The other, more serious, omission is that, imperiously, Walton appears not to regard Ireland as relevant to the imperial discourse, despite the fact that it was the first and prototype colony.
He entirely ignores Ireland’s wars of independence and the security services’ role in them, which is a shame because if Walton applies his diligence to the next crop of official documents, he will be able to contextualize the secret services fighting — and fighting very dirty — on the last beaches of empire, along the banks of the Foyle and Lagan rivers.

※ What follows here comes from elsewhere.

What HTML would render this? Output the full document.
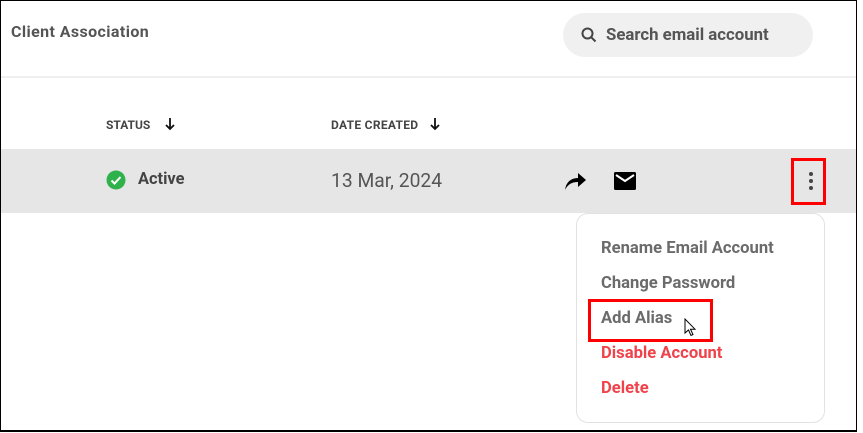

Yet Walton does use a temporal telescope to bring his story home. In Kenya, he locates Capt. Frank Kitson, “who would spend time in Northern Ireland, where he applied lessons learned from Britain’s end-of-empire insurgency campaigns.” The Suez crisis was, he writes, “remarkably similar to the Blair government’s use, and apparent abuse, of intelligence before the invasion of Iraq in 2003.”
In the end, there is an overriding sense of the fatuity rather than excitement, of espionage. We cling to spy fantasies, be they Philby and Burgess’ treachery, or their updated form as “Spooks,” or the adaptation of Sean Connery’s 007 to Daniel Craig’s.
But this book unveils the reality of an inbred caste recruited on the quadrangle staircases of Oxbridge, and its “noncommissioned” but servile substrata of button-polishing bully-boys.
As such, the intelligence cabal watches — rather than influences — history, stuck between Britain’s priorities in imperial wars won by the liberation movements, as they would have been anyway, and a cold war won ultimately by global capitalism, as it would have been anyway.
Walton charts, estimably and perhaps unintentionally, how the hubris of “intelligence,” in the “defence” of an increasingly hollow and insignificant “realm,” made hardly any difference at all.